Turner Properties’ bevy of new projects includes:


    ZZ The $140 million, 25-story, 600,000-sq.-ft. (54,000-sq.-m.) Turner Tower, with construction slated to begin in late 2002 and ending in 2004.
    ZZ A new $100 million, 593-room hotel tower adjacent to CNN Center and to TBS’s existing 15-story Omni Hotel, which will also undergo a $100 million renovation and expansion.
    ZZ Two Techwood campus facilities with a combined capital expenditure of $140 million and spanning 330,000 sq. ft. (29,700 sq. m.), which will house future business units for TBS subsidiary Turner Entertainment Group.

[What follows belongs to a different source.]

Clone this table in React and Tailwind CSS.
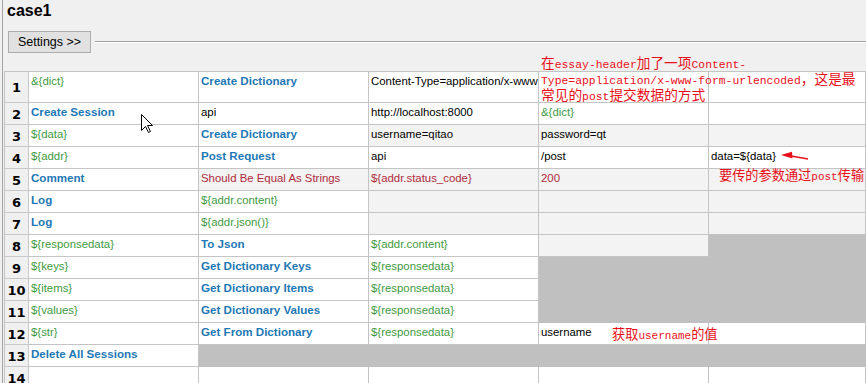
import React from "react";

const tone = {
  k: "font-bold text-[11.6px] text-[#1e78b4]",
  v: "text-[11.4px] text-[#3f9a3f]",
  t: "text-[11.4px] text-black",
  c: "text-[11.4px] text-[#b02a3c]",
};

const fill = {
  w: "bg-white border-[#c4c4c4]",
  l: "bg-[#f3f3f3] border-[#c4c4c4]",
  d: "bg-[#c0c0c0] border-[#c0c0c0]",
};

// [text, kind, background]
const rows = [
  [["&{dict}", "v", "w"], ["Create Dictionary", "k", "w"], ["Content-Type=application/x-www-form-urlencoded", "t", "w"], ["", "t", "w"], ["", "t", "w"]],
  [["Create Session", "k", "w"], ["api", "t", "w"], ["http://localhost:8000", "t", "w"], ["&{dict}", "v", "w"], ["", "t", "w"]],
  [["${data}", "v", "w"], ["Create Dictionary", "k", "w"], ["username=qitao", "t", "l"], ["password=qt", "t", "l"], ["", "t", "l"]],
  [["${addr}", "v", "w"], ["Post Request", "k", "w"], ["api", "t", "w"], ["/post", "t", "w"], ["data=${data}", "t", "w"]],
  [["Comment", "k", "w"], ["Should Be Equal As Strings", "c", "l"], ["${addr.status_code}", "c", "l"], ["200", "c", "l"], ["", "t", "l"]],
  [["Log", "k", "w"], ["${addr.content}", "v", "w"], ["", "t", "l"], ["", "t", "l"], ["", "t", "l"]],
  [["Log", "k", "w"], ["${addr.json()}", "v", "w"], ["", "t", "l"], ["", "t", "l"], ["", "t", "l"]],
  [["${responsedata}", "v", "w"], ["To Json", "k", "w"], ["${addr.content}", "v", "w"], ["", "t", "l"], ["", "t", "d"]],
  [["${keys}", "v", "w"], ["Get Dictionary Keys", "k", "w"], ["${responsedata}", "v", "w"], ["", "t", "d"], ["", "t", "d"]],
  [["${items}", "v", "w"], ["Get Dictionary Items", "k", "w"], ["${responsedata}", "v", "w"], ["", "t", "d"], ["", "t", "d"]],
  [["${values}", "v", "w"], ["Get Dictionary Values", "k", "w"], ["${responsedata}", "v", "w"], ["", "t", "d"], ["", "t", "d"]],
  [["${str}", "v", "w"], ["Get From Dictionary", "k", "w"], ["${responsedata}", "v", "w"], ["username", "t", "w"], ["", "t", "w"]],
  [["Delete All Sessions", "k", "w"], ["", "t", "d"], ["", "t", "d"], ["", "t", "d"], ["", "t", "d"]],
  [["", "t", "w"], ["", "t", "w"], ["", "t", "w"], ["", "t", "w"], ["", "t", "w"]],
];

// red notes pasted over the grid: CJK in a sans CJK face, latin in a mono face
function Note({ lines, big }) {
  return (
    <div className="leading-[13px] text-[#e8101a]">
      {lines.map((line, i) => (
        <div key={i} className="whitespace-nowrap">
          {line.split(/([\u3000-\u9fff\uff00-\uffef]+)/).map((part, j) =>
            /[\u3000-\u9fff\uff00-\uffef]/.test(part) ? (
              <span
                key={j}
                className={`[font-family:'Noto_Sans_CJK_SC',sans-serif] ${big ? "text-[13.7px]" : "text-[13.2px]"}`}
              >
                {part}
              </span>
            ) : (
              <span
                key={j}
                className={`[font-family:'Liberation_Mono',monospace] ${big ? "text-[11.4px]" : "text-[11px]"}`}
              >
                {part}
              </span>
            )
          )}
        </div>
      ))}
    </div>
  );
}

export default function App() {
  return (
    <div className="relative flex h-[383px] w-full overflow-hidden bg-[#f0f0f0] [font-family:'Liberation_Sans',Arial,sans-serif]">
      <div className="w-[2px] shrink-0" />
      <div className="w-[1px] shrink-0 bg-[#a4a4a4]" />
      <div className="flex min-w-0 flex-1 flex-col">
        {/* title */}
        <div className="h-[31px] shrink-0 pl-[4px] pt-[1px] text-[16px] font-bold leading-[20px] text-black">case1</div>

        {/* settings bar */}
        <div className="flex h-[22px] shrink-0 items-center">
          <button className="ml-[5px] h-[22px] w-[83px] shrink-0 border border-[#adadad] bg-[#e1e1e1] text-[12.5px] text-black">
            Settings &gt;&gt;
          </button>
          <div className="ml-[4px] h-[2px] flex-1 border-t border-b border-t-[#a0a0a0] border-b-white" />
        </div>

        {/* grid */}
        <div className="ml-[1px] mt-[18px] grid shrink-0 grid-cols-[24px_170px_170px_170px_170px_1fr] grid-rows-[31px] auto-rows-[22px] border-t border-l border-[#c4c4c4]">
          {rows.map((row, r) => (
            <React.Fragment key={r}>
              <div className="flex items-center justify-center border-r border-b border-[#c8c8c8] bg-[#f0f0f0] pt-[2px] text-[13px] font-bold text-black [font-family:'DejaVu_Sans',sans-serif]">
                {r + 1}
              </div>
              {row.map(([text, kind, bg], c) => (
                <div
                  key={c}
                  className={`overflow-hidden whitespace-nowrap border-r border-b pl-[2px] pt-[2px] leading-[14px] ${fill[bg]} ${tone[kind]}`}
                >
                  {text}
                </div>
              ))}
            </React.Fragment>
          ))}
        </div>
      </div>

      {/* annotations */}
      <div className="absolute left-[541px] top-[56px]">
        <Note
          big
          lines={[
            "在essay-header加了一项Content-",
            "Type=application/x-www-form-urlencoded，这是最",
            "常见的post提交数据的方式",
          ]}
        />
      </div>
      <div className="absolute left-[719px] top-[168px]">
        <Note lines={["要传的参数通过post传输"]} />
      </div>
      <div className="absolute left-[612px] top-[327px]">
        <Note lines={["获取username的值"]} />
      </div>

      {/* red arrow */}
      <svg className="absolute left-[778px] top-[148px]" width="34" height="14" viewBox="0 0 34 14">
        <path d="M13 8 L30 11" stroke="#e8101a" strokeWidth="1.5" fill="none" />
        <path d="M3 7 L14 3.8 L14.5 10.5 Z" fill="#e8101a" />
      </svg>

      {/* mouse pointer */}
      <svg className="absolute left-[141px] top-[114px]" width="13" height="20" viewBox="0 0 13 20">
        <path
          d="M0.5 0.5 L0.5 16.5 L4.5 12.5 L7.5 18.5 L9.5 17.5 L6.5 11.5 L11.5 11.5 Z"
          fill="#ffffff"
          stroke="#000000"
          strokeWidth="1"
          strokeLinejoin="miter"
        />
      </svg>
    </div>
  );
}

Even before those announcements, Turner Properties had begun construction on two other Techwood facilities with a combined capital expenditure of $160 million. Officials expect the two projects to be complete in 2001.


Promoting Cohesive Development

TBS’s downtown projects will likely boost the development envisioned when the 21-acre (8.4-ha.) Centennial Olympic Park was created for the 1996 Atlanta Olympic Games.


Turner Properties, in fact, is taking a proactive tack in ensuring that its new projects are a productive part of downtown. The group is discussing its downtown expansion plans with other major players that have interests in neighboring properties, including Cousins Properties and the Georgia World Congress Center. The goal, says Fraser, is “an integrated, commonsense structure.”


A long-time supporter of cohesive downtown growth, Turner Properties serves on the board of the Centennial Olympic Park Area, a nonprofit corporation created to facilitate development around the park.


Atlanta Mayor Bill Campbell, speaking at the new projects’ unveiling, praised TBS founder Ted Turner for “his unwavering commitment to downtown.”


Major Dot.Com Growth

The new Atlanta jobs will have a definite high-tech flavor, particularly vis-a-vis the Internet.


Currently, 600 of TBS’s 6,000 Atlanta employees work on the company’s Web sites. But 1,200 more Internet employees will be added over the next five years. That upsurge tracks with Time Warner executives’ predictions that the company’s online focus would increase with the $143 billion merger with America Online (which was awaiting final regulatory approval as of this writing).
Another 2,400 of TBS’s new jobs will be in high-tech network support positions, officials say. The rest of the new jobs will be in administrative and support functions.


TBS officials say that the mega-expansion will include turning CNN Center into “the company’s technology hub,” housing information-intensive operations like CNN.com.


And that’s yet another piece that will have to fit onto Turner Properties’ crowded workplace plate.